Dynamic risk measures and backward stochastic differential equations: From discrete to continuous time

This work analyzes the behavior of dynamic time consistent risk measures in a continuous time framework. While risk measures in discrete-time such as Value at Risk and Average Value at Risk are well understood (because they have long been in use and have a natural interpretation), dynamic risk measures in a continuous framework are much harder to interpret (with the exception of the entropic risk measure).;Our results show that a large class of risk measures in continuous time also has very natural interpretations as limits of discrete time-consistent risk measures which are stable.

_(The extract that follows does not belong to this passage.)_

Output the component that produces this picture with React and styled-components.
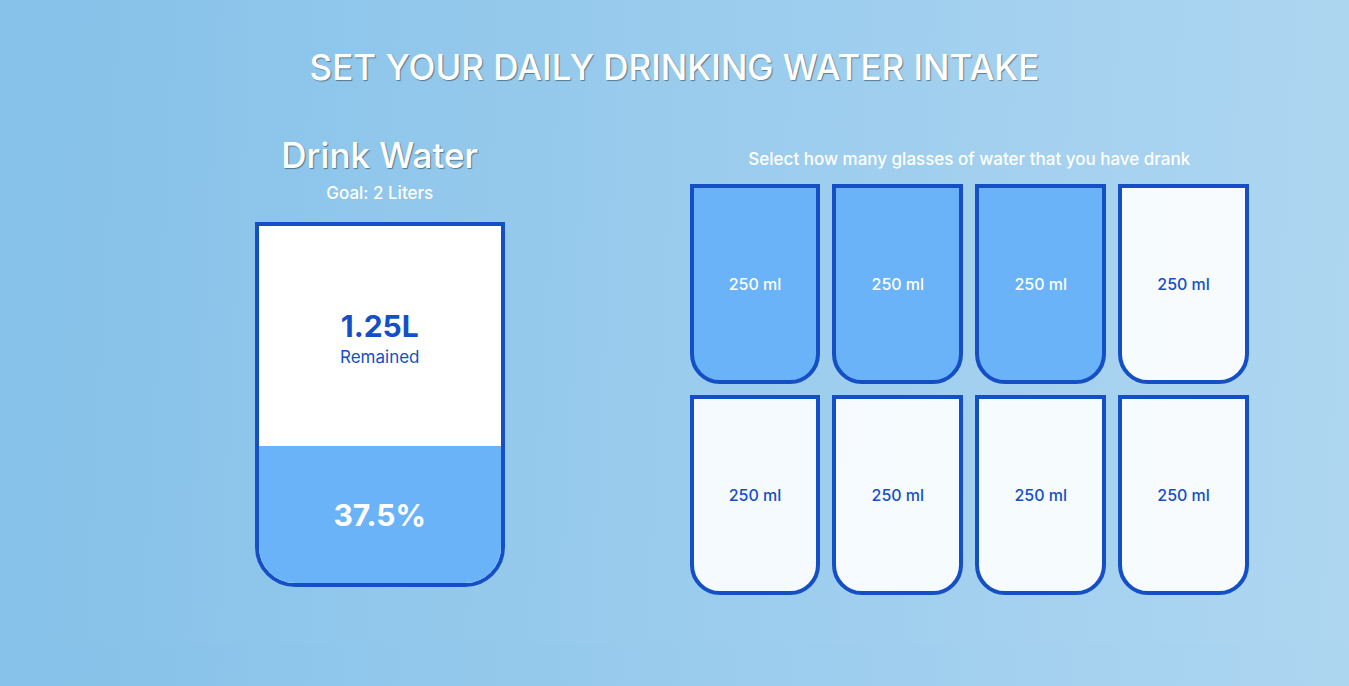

The discrete-time risk measures are constructed from properly rescaled ('tilted') one-period risk measures using a d-dimensional random walk WN that converges to a Brownian Motion W. We show that stable discrete-time risk measures in this setting satisfy a discrete Backward Stochastic Differential Equation (BSDeltaE), and obtain convergence of the discrete risk measures to the solution of a continuous time Backward Stochastic Differential Equation (BSDE). This allows us to define a continuous time risk measure, whose driver can be viewed as the continuous-time analogue of the discrete 'driver' characterizing the one-period risk.;We derive the limiting drivers for the semi-deviation risk measure, Value at Risk, Average Value at Risk, and the Gini risk measure, in closed form. This motivates an extensive general study of BSDeltaEs (driven by a general random walk and governed by non-Lipschitz driver functions). We first show that, under very mild conditions on the driver, BSDeltaEs always have a solution and that, under certain additional assumptions, the comparison principle is satisfied. Furthermore, we prove some regularity results. It is then shown that BSDeltaEs driven by a Bernoulli random walk with a Lipschitz continuous driver function converge to a process that is the solution of a BSDE driven by a Brownian Motion. Hence, we obtain a Donsker principle for BSDE's, i.e., we can prove the existence of a solution of a continuous time BSDE driven by a Brownian Motion by exclusively looking at sequences of BSDeltaE driven by a random walk. Finally, we show that if we already assume the existence of a solution, then we can also get convergence results in the case of non-Lipschitz drivers.